Nvidia confirms its commitment to making PhysX an open standard for everyone
After Nvidia’s CEO, Jen-Hsun Huang, said that Nvidia planned to provide PhysX support in CUDA, many people (including us) thought this meant that Nvidia planned to keep PhysX all to itself. However, the company has confirmed that it’s going to stick by its guns, by making PhysX a free API that’s available to anyone.
Nvidia’s director of product PR for EMEA and India, Luciano Alibrandi, told Custom PC that ‘We are committed to an open PhysX platform that encourages innovation and participation,’ and added that Nvidia would be ‘open to talking with any GPU vendor about support for their architecture.’
As well as this, Alibrandi also promised that the free PhysX SDK would continue to be available to game developers. ‘We plan to continue supporting all key gaming platforms, including the PC and all next-gen consoles, with free PhysX binaries,’ said Alibrandi. He also added that Nvidia planned to make this a ‘continually improving set of tools in an open development platform that encourages leading-edge partners to extend the PhysX eco-system.’
Nvidia is currently working on implementing PhysX into its CUDA language, which is supported by all GeForce 8-series GPUs.

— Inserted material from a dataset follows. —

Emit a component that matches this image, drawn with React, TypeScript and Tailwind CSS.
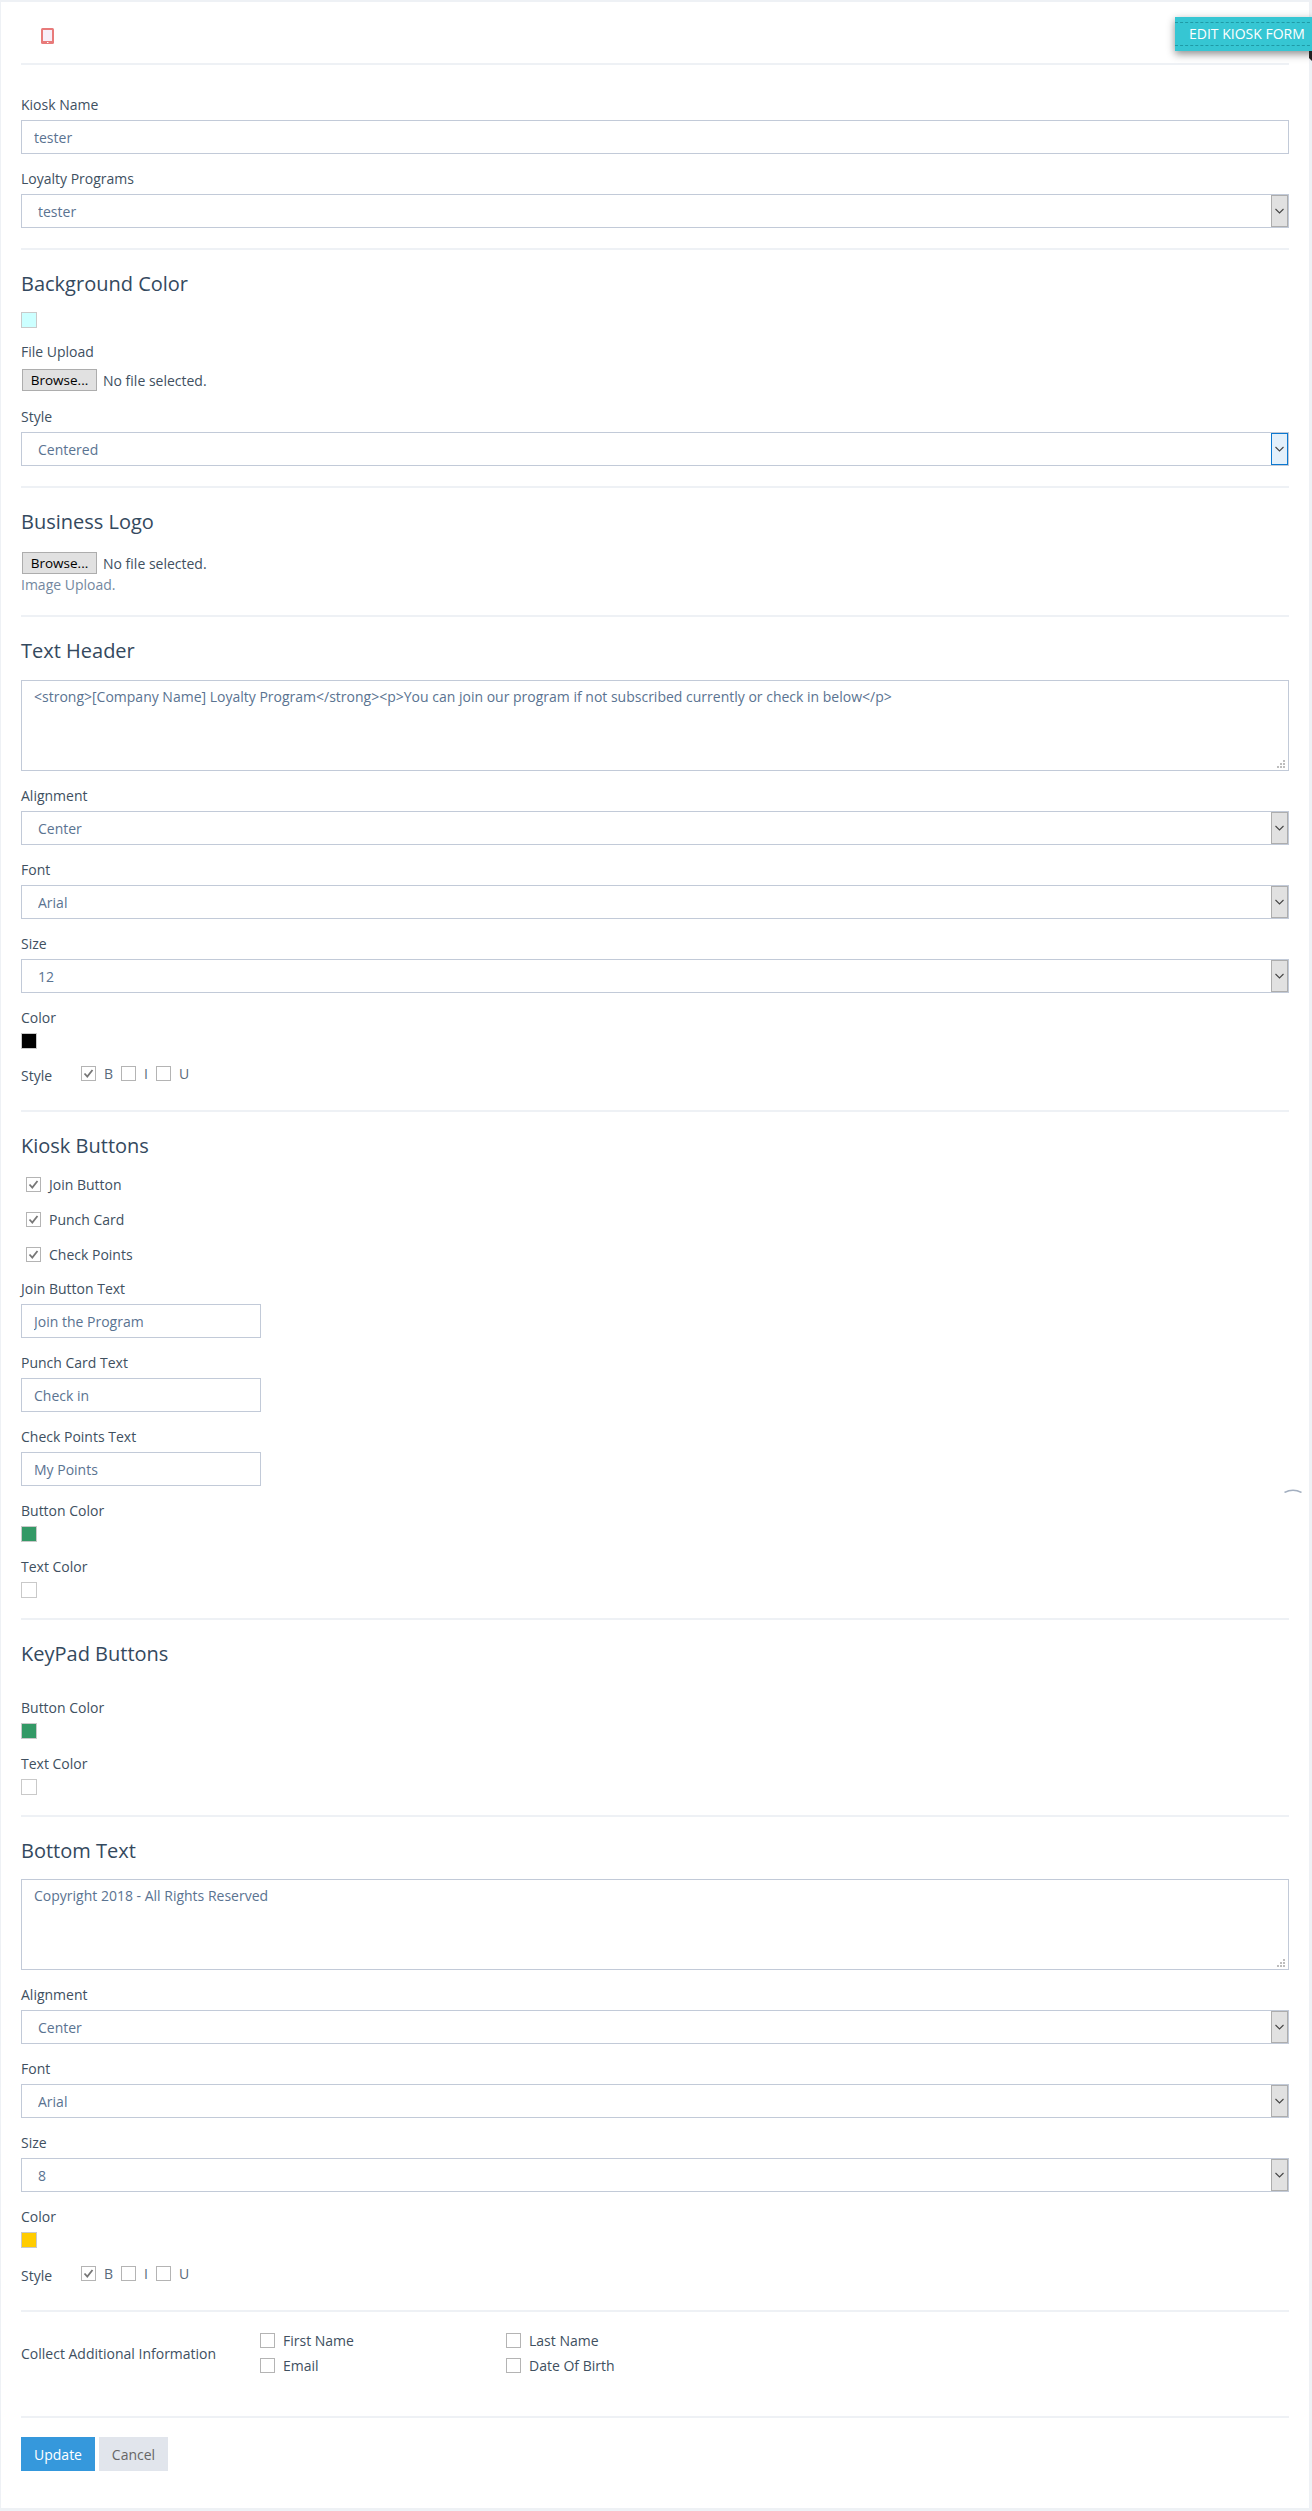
import React from 'react';

const Divider = ({ className = '' }: { className?: string }) => <div className={`h-[2px] bg-[#eef1f5] ${className}`} />;

const Label = ({ children }: { children: React.ReactNode }) => (
  <label className="block mb-[5px] text-[14px] leading-[20px] text-[#40505f]">{children}</label>
);

const Heading = ({ children, className = '' }: { children: React.ReactNode; className?: string }) => (
  <h3 className={`text-[20px] leading-[24px] text-[#34495e] ${className}`}>{children}</h3>
);

const TextInput = ({ value, narrow }: { value: string; narrow?: boolean }) => (
  <input
    readOnly
    value={value}
    className={`block h-[34px] px-[12px] border border-[#c2cad8] bg-white text-[14px] text-[#5a7391] outline-none ${narrow ? 'w-[240px]' : 'w-full'}`}
  />
);

const Select = ({ value, focused }: { value: string; focused?: boolean }) => (
  <div className="relative h-[34px] w-full border border-[#c2cad8] bg-white">
    <select
      value={value}
      onChange={() => {}}
      className="block h-full w-full appearance-none bg-transparent pl-[16px] pr-[24px] text-[14px] text-[#5a7391] outline-none"
    >
      <option>{value}</option>
    </select>
    <span
      className={`absolute right-0 top-0 bottom-0 w-[17px] flex items-center justify-center border pointer-events-none ${
        focused ? 'border-[#0b78d0] bg-[#e3f0fb]' : 'border-[#adadad] bg-[#e1e1e1]'
      }`}
    >
      <svg width="9" height="6" viewBox="0 0 9 6" fill="none" stroke="#444" strokeWidth="1.1">
        <path d="M0.5 1 L4.5 5 L8.5 1" />
      </svg>
    </span>
  </div>
);

const Swatch = ({ color }: { color: string }) => (
  <div className="w-[16px] h-[16px] border border-[#c9c9c9]" style={{ backgroundColor: color }} />
);

const Check = ({ checked }: { checked?: boolean }) => (
  <span className="inline-flex shrink-0 items-center justify-center w-[15px] h-[15px] border border-[#b4b4b4] bg-white">
    {checked && (
      <svg width="11" height="11" viewBox="0 0 11 11" fill="none" stroke="#777" strokeWidth="1.8">
        <path d="M1.5 5.5 L4.3 8.5 L9.5 2" />
      </svg>
    )}
  </span>
);

const FileField = () => (
  <div className="flex items-center h-[22px]">
    <button className="ml-[1px] w-[75px] h-[22px] bg-[#e1e1e1] border border-[#adadad] text-[13.5px] text-black">Browse...</button>
    <span className="ml-[6px] text-[14px] text-[#40505f]">No file selected.</span>
  </div>
);

const Field = ({ label, children }: { label: string; children: React.ReactNode }) => (
  <div className="mb-[15px]">
    <Label>{label}</Label>
    {children}
  </div>
);

const StyleRow = () => (
  <div className="flex items-center h-[15px] text-[14px] text-[#40505f]">
    <span className="w-[60px] mt-[3px]">Style</span>
    <Check checked />
    <span className="ml-[8px] w-[17px] text-[#5a6b7b]">B</span>
    <Check />
    <span className="ml-[8px] w-[12px] text-[#5a6b7b]">I</span>
    <Check />
    <span className="ml-[8px] text-[#5a6b7b]">U</span>
  </div>
);

const TextArea = ({ value }: { value: string }) => (
  <div className="relative">
    <textarea
      readOnly
      value={value}
      className="block w-full h-[91px] resize-none px-[12px] py-[6px] border border-[#c2cad8] bg-white text-[14px] leading-[20px] text-[#5a7391] outline-none"
    />
    {/* resize grip */}
    <svg width="8" height="8" viewBox="0 0 8 8" fill="#bdbdbd" className="absolute right-[4px] bottom-[3px]">
      <rect x="6" y="0" width="2" height="2" />
      <rect x="3" y="3" width="2" height="2" />
      <rect x="6" y="3" width="2" height="2" />
      <rect x="0" y="6" width="2" height="2" />
      <rect x="3" y="6" width="2" height="2" />
      <rect x="6" y="6" width="2" height="2" />
    </svg>
  </div>
);

const CheckLine = ({ label }: { label: string }) => (
  <div className="flex items-center h-[15px] pl-[5px] text-[14px] text-[#40505f]">
    <Check checked />
    <span className="ml-[8px]">{label}</span>
  </div>
);

const InfoCheck = ({ label }: { label: string }) => (
  <div className="flex items-center h-[15px] text-[14px] text-[#40505f]">
    <Check />
    <span className="ml-[8px]">{label}</span>
  </div>
);

export default function App() {
  return (
    <div className="min-h-[2511px] w-[1312px] overflow-hidden bg-[#eef1f5] pt-[2px] pl-[1px] pr-[3px] font-['Open_Sans',sans-serif]">
      <div className="relative h-[2506px] bg-white px-[20px]">
        {/* Title bar */}
        <div className="h-[63px] pl-[20px] pt-[26px] border-b-2 border-[#eef1f5]">
          <svg width="13" height="16" viewBox="0 0 13 16" className="block">
            <rect x="0" y="0" width="13" height="16" rx="1.5" fill="#e87a7a" />
            <rect x="2" y="2" width="9" height="11" fill="#f7eef8" />
            <rect x="6" y="14" width="1.5" height="1" fill="#ffffff" />
          </svg>
        </div>
        <div className="absolute left-[1174px] top-[15px] w-[140px] h-[34px] bg-[#36c6d3] text-white text-[14px] leading-[34px] pl-[14px] whitespace-nowrap shadow-[0_3px_8px_rgba(0,0,0,0.45)]">
          <span className="absolute left-0 right-0 top-[5px] border-t border-dashed border-[#1f9aa6]" />
          <span className="absolute left-0 right-0 bottom-[5px] border-t border-dashed border-[#1f9aa6]" />
          EDIT KIOSK FORM
        </div>
        {/* ribbon fold */}
        <svg width="3" height="10" viewBox="0 0 3 10" className="absolute left-[1308px] top-[49px]">
          <path d="M0 0 H3 V10 L0 7 Z" fill="#222222" />
        </svg>
        {/* spinner arc */}
        <svg width="18" height="4" viewBox="0 0 18 4" fill="none" className="absolute left-[1283px] top-[1487px]">
          <path d="M0.5 3.5 Q9 -1 17.5 3.5" stroke="#a3afc0" strokeWidth="1.5" />
        </svg>

        <div className="pt-[30px]">
          <Field label="Kiosk Name"><TextInput value="tester" /></Field>
          <Label>Loyalty Programs</Label>
          <Select value="tester" />
        </div>

        <Divider className="mt-[20px] mb-[22px]" />
        <Heading className="mb-[16px]">Background Color</Heading>
        <Swatch color="#ccffff" />
        <div className="mt-[14px]"><Label>File Upload</Label></div>
        <div className="mt-[7px]"><FileField /></div>
        <div className="mt-[16px]"><Label>Style</Label></div>
        <Select value="Centered" focused />

        <Divider className="mt-[20px] mb-[22px]" />
        <Heading className="mb-[18px]">Business Logo</Heading>
        <FileField />
        <p className="mt-[1px] text-[14px] leading-[20px] text-[#7488a0]">Image Upload.</p>

        <Divider className="mt-[20px] mb-[22px]" />
        <Heading className="mb-[17px]">Text Header</Heading>
        <TextArea value="<strong>[Company Name] Loyalty Program</strong><p>You can join our program if not subscribed currently or check in below</p>" />
        <div className="mt-[15px]"><Field label="Alignment"><Select value="Center" /></Field></div>
        <Field label="Font"><Select value="Arial" /></Field>
        <Field label="Size"><Select value="12" /></Field>
        <Label>Color</Label>
        <Swatch color="#000000" />
        <div className="mt-[17px]"><StyleRow /></div>

        <Divider className="mt-[29px] mb-[22px]" />
        <Heading className="mb-[19px]">Kiosk Buttons</Heading>
        <div className="flex flex-col gap-[20px] mb-[17px]">
          <CheckLine label="Join Button" />
          <CheckLine label="Punch Card" />
          <CheckLine label="Check Points" />
        </div>
        <Field label="Join Button Text"><TextInput narrow value="Join the Program" /></Field>
        <Field label="Punch Card Text"><TextInput narrow value="Check in" /></Field>
        <Field label="Check Points Text"><TextInput narrow value="My Points" /></Field>
        <Label>Button Color</Label>
        <Swatch color="#339966" />
        <div className="mt-[15px]"><Label>Text Color</Label></div>
        <Swatch color="#ffffff" />

        <Divider className="mt-[20px] mb-[22px]" />
        <Heading className="mb-[32px]">KeyPad Buttons</Heading>
        <Label>Button Color</Label>
        <Swatch color="#339966" />
        <div className="mt-[15px]"><Label>Text Color</Label></div>
        <Swatch color="#ffffff" />

        <Divider className="mt-[20px] mb-[22px]" />
        <Heading className="mb-[16px]">Bottom Text</Heading>
        <TextArea value="Copyright 2018 - All Rights Reserved" />
        <div className="mt-[15px]"><Field label="Alignment"><Select value="Center" /></Field></div>
        <Field label="Font"><Select value="Arial" /></Field>
        <Field label="Size"><Select value="8" /></Field>
        <Label>Color</Label>
        <Swatch color="#ffcc00" />
        <div className="mt-[18px]"><StyleRow /></div>

        <Divider className="mt-[29px] mb-[21px]" />
        <div className="flex items-center text-[14px] text-[#40505f]">
          <span className="w-[239px]">Collect Additional Information</span>
          <div className="grid grid-cols-[246px_200px] gap-y-[10px]">
            <InfoCheck label="First Name" />
            <InfoCheck label="Last Name" />
            <InfoCheck label="Email" />
            <InfoCheck label="Date Of Birth" />
          </div>
        </div>

        <Divider className="mt-[43px] mb-[19px]" />
        <div className="flex gap-[4px]">
          <button className="w-[74px] h-[34px] bg-[#3598dc] text-white text-[14px]">Update</button>
          <button className="w-[69px] h-[34px] bg-[#e1e5ec] text-[#666] text-[14px]">Cancel</button>
        </div>
      </div>
    </div>
  );
}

When this is ready to go, Alibrandi said that owners of these GPUs will ‘simply need to download the CUDA PhysX drivers from Nvidia,’ and that ‘hardware acceleration will then be transparently supported for applications making use of the PhysX SDK.’
Nvidia plans to support PhysX in a number of ways, and Alibrandi says that these ‘could include both single and SLI based options.’ He also confirmed that Nvidia’s relationship with Havok is now over, saying that ‘we are 100 per cent focused on enabling CUDA-based GPUs to accelerate PhysX processing.’
If you’re one of the rare owners of a PhysX card, then you’ll be pleased to know that Alibrandi also confirmed that Nvidia would ‘continue to support the PhysX processor as demand dictates,’ although he said that CUDA-enabled GPUs would ‘outperform the PPU,’ Interestingly, when we asked if Nvidia would finally reveal the details of the inside of the PhysX chip, he replied: ‘Maybe.’ Ageia was very secretive about the inner workings of the PhysX chip, and we’d love to know what was inside it.
Either way, it looks as though there’s hope for AMD / ATI getting a bite of the GPU PhysX pie after all; the guys at AMD just need to decide whether they want it.